Si vas quitando capas, cuesta explicar que un producto con un logotipo valga un tanto por ciento más que otro que es exactamente igual, se ha producido de la misma manera y en el mismo lugar.

Si vas quitando capas, al final cuesta mucho explicar que un producto con un logotipo valga un tanto por ciento más que otro que es exactamente igual, se ha producido de la misma manera y en el mismo lugar, con la única salvedad de que no tiene esa pegatina o papelito que el fabricante ha tenido que pagar para poder colocar sobre su queso, vino o legumbre. Pero ese es otro tema.

El problema de la gentrificación de la comida no está sólo en que los comercios y mercados de abastos vayan cerrando puestos y abriendo restaurantes o esquinas foodies, lo que más me preocupa es que se está perdiendo la soberanía alimentaria.

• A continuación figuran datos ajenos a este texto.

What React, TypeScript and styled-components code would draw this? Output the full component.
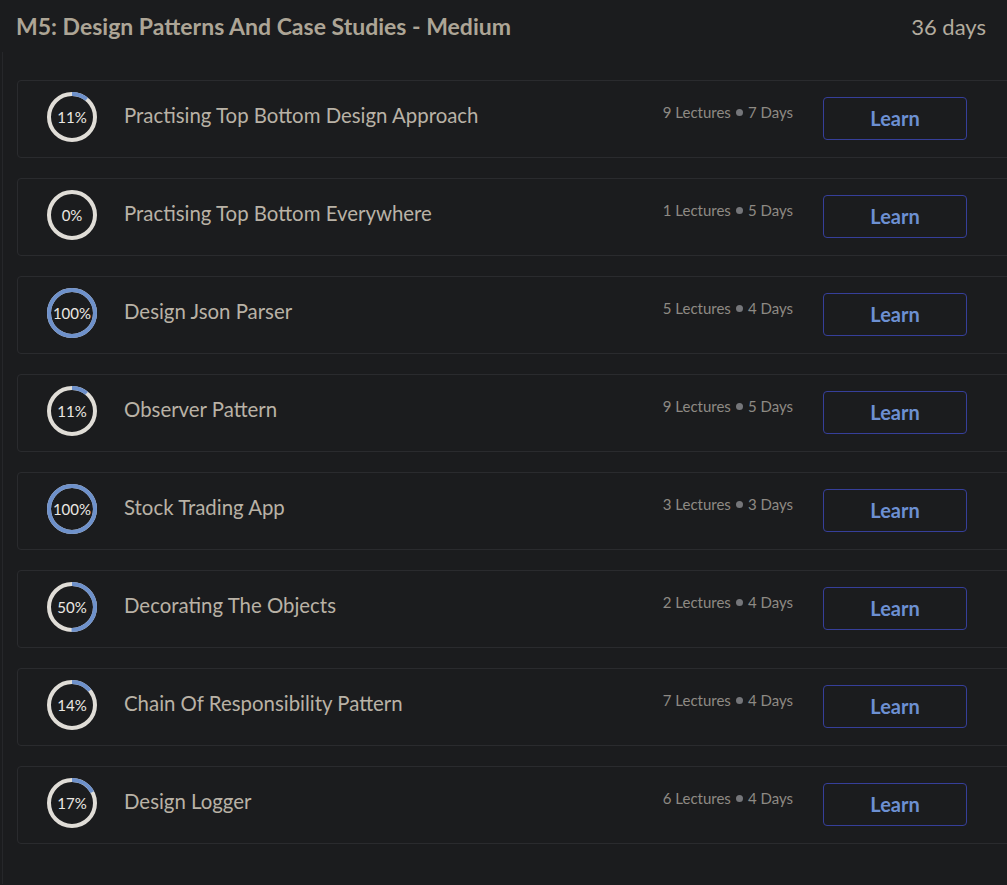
import { createGlobalStyle } from "styled-components";
import styled from "styled-components";

const GlobalStyle = createGlobalStyle`
  html, body {
    margin: 0;
    padding: 0;
    background: #1b1c1e;
    overflow: hidden;
  }
  body {
    font-family: Lato, "Open Sans", sans-serif;
  }
`;

const Page = styled.div`
  width: 1040px;
  min-height: 885px;
  background: #1b1c1e;
`;

const Header = styled.div`
  display: flex;
  align-items: center;
  justify-content: space-between;
  width: 1007px;
  box-sizing: border-box;
  height: 52px;
  padding: 0 21px 0 16px;
`;

const Title = styled.h2`
  margin: 0;
  font-size: 23px;
  font-weight: 700;
  color: #ada596;
`;

const Duration = styled.span`
  font-size: 22px;
  color: #b3ac9f;
`;

const List = styled.div`
  display: flex;
  flex-direction: column;
  gap: 20px;
  margin-left: 2px;
  padding: 28px 0 40px 14px;
  border-left: 1px solid #26272a;
`;

const Card = styled.div`
  display: flex;
  align-items: center;
  width: 1000px;
  height: 78px;
  box-sizing: border-box;
  padding: 0 49px 0 29px;
  border: 1px solid #2a2b2e;
  border-radius: 4px;
`;

const RingWrap = styled.div`
  position: relative;
  width: 50px;
  height: 50px;
  flex-shrink: 0;
  margin-top: -5px;
`;

const RingLabel = styled.span`
  position: absolute;
  inset: 0;
  display: flex;
  align-items: center;
  justify-content: center;
  font-size: 15px;
  color: #ebe8e3;
`;

const Name = styled.div`
  flex: 1;
  margin-left: 27px;
  margin-top: -8px;
  font-size: 20.4px;
  color: #b9b2a6;
`;

const Meta = styled.div`
  display: flex;
  align-items: center;
  gap: 5px;
  margin-top: -14px;
  font-size: 15px;
  color: #8e8a84;
`;

const Dot = styled.span`
  width: 7px;
  height: 7px;
  border-radius: 50%;
  background: #75767a;
`;

const LearnButton = styled.button`
  margin-left: 30px;
  margin-top: -2px;
  flex-shrink: 0;
  width: 144px;
  height: 43px;
  background: transparent;
  border: 1px solid #363f9a;
  border-radius: 4px;
  font-family: Lato, "Open Sans", sans-serif;
  font-size: 20px;
  font-weight: 700;
  color: #6d90d2;
  cursor: pointer;
`;

interface Lesson {
  title: string;
  percent: number;
  lectures: number;
  days: number;
}

const lessons: Lesson[] = [
  { title: "Practising Top Bottom Design Approach", percent: 11, lectures: 9, days: 7 },
  { title: "Practising Top Bottom Everywhere", percent: 0, lectures: 1, days: 5 },
  { title: "Design Json Parser", percent: 100, lectures: 5, days: 4 },
  { title: "Observer Pattern", percent: 11, lectures: 9, days: 5 },
  { title: "Stock Trading App", percent: 100, lectures: 3, days: 3 },
  { title: "Decorating The Objects", percent: 50, lectures: 2, days: 4 },
  { title: "Chain Of Responsibility Pattern", percent: 14, lectures: 7, days: 4 },
  { title: "Design Logger", percent: 17, lectures: 6, days: 4 },
];

const Ring = ({ percent }: { percent: number }) => {
  const r = 23;
  const c = 2 * Math.PI * r;
  return (
    <RingWrap>
      <svg width="50" height="50" viewBox="0 0 50 50">
        <circle cx="25" cy="25" r={r} fill="none" stroke="#e0ddd7" strokeWidth="4" />
        <circle
          cx="25"
          cy="25"
          r={r}
          fill="none"
          stroke="#6e91cb"
          strokeWidth="4"
          strokeDasharray={`${(c * percent) / 100} ${c}`}
          transform="rotate(-90 25 25)"
        />
      </svg>
      <RingLabel>{percent}%</RingLabel>
    </RingWrap>
  );
};

export default function App() {
  return (
    <Page>
      <GlobalStyle />
      <Header>
        <Title>M5: Design Patterns And Case Studies - Medium</Title>
        <Duration>36 days</Duration>
      </Header>
      <List>
        {lessons.map((l) => (
          <Card key={l.title}>
            <Ring percent={l.percent} />
            <Name>{l.title}</Name>
            <Meta>
              {l.lectures} Lectures <Dot /> {l.days} Days
            </Meta>
            <LearnButton>Learn</LearnButton>
          </Card>
        ))}
      </List>
    </Page>
  );
}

Como amante de la gastronomía, me gusta que se pongan en valor los productos que forman parte de la historia culinaria de nuestro país, pero me asusta que eso suponga que muchos dejen de tener acceso a esos manjares que siempre han sido asequibles. La comida barata no puede ser solo la precocinada y ultraprocesada, porque eso solo conduce a ampliar la brecha entre los que se pueden permitir una dieta equilibrada y los que no.